Thread: [COMMITTERS] pgsql: Fix contrib/pg_trgm's extraction of trigrams from regularexpres
[COMMITTERS] pgsql: Fix contrib/pg_trgm's extraction of trigrams from regularexpres
From
Tom Lane
Date:
Fix contrib/pg_trgm's extraction of trigrams from regular expressions. The logic for removing excess trigrams from the result was faulty. It intends to avoid merging the initial and final states of the NFA, which is necessary, but in testing whether removal of a specific trigram would cause that, it failed to consider the combined effects of all the state merges that that trigram's removal would cause. This could result in a broken final graph that would never match anything, leading to GIN or GiST indexscans not finding anything. To fix, add a "tentParent" field that is used only within this loop, and set it to show state merges that we are tentatively going to do. While examining a particular arc, we must chase up through tentParent links as well as regular parent links (the former can only appear atop the latter), and we must account for state init/fin flag merges that haven't actually been done yet. To simplify the latter, combine the separate init and fin bool fields into a bitmap flags field. I also chose to get rid of the "children" state list, which seems entirely inessential. Per bug #14563 from Alexey Isayko, which the added test cases are based on. Back-patch to 9.3 where this code was added.

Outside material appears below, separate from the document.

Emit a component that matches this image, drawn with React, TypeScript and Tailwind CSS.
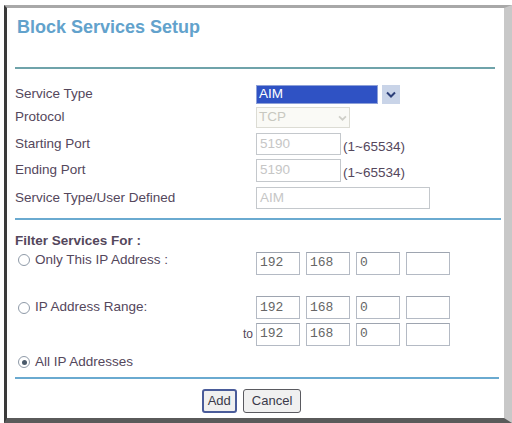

Report: https://postgr.es/m/20170222111446.1256.67547@wrigleys.postgresql.org Discussion: https://postgr.es/m/8816.1487787594@sss.pgh.pa.us Branch ------ REL9_5_STABLE Details ------- http://git.postgresql.org/pg/commitdiff/513c9f9de2a95f89150e8191a9a0eddc40403bf0 Modified Files -------------- contrib/pg_trgm/expected/pg_trgm.out | 18 ++++++ contrib/pg_trgm/sql/pg_trgm.sql | 3 + contrib/pg_trgm/trgm_regexp.c | 107 +++++++++++++++++++++++------------ 3 files changed, 91 insertions(+), 37 deletions(-)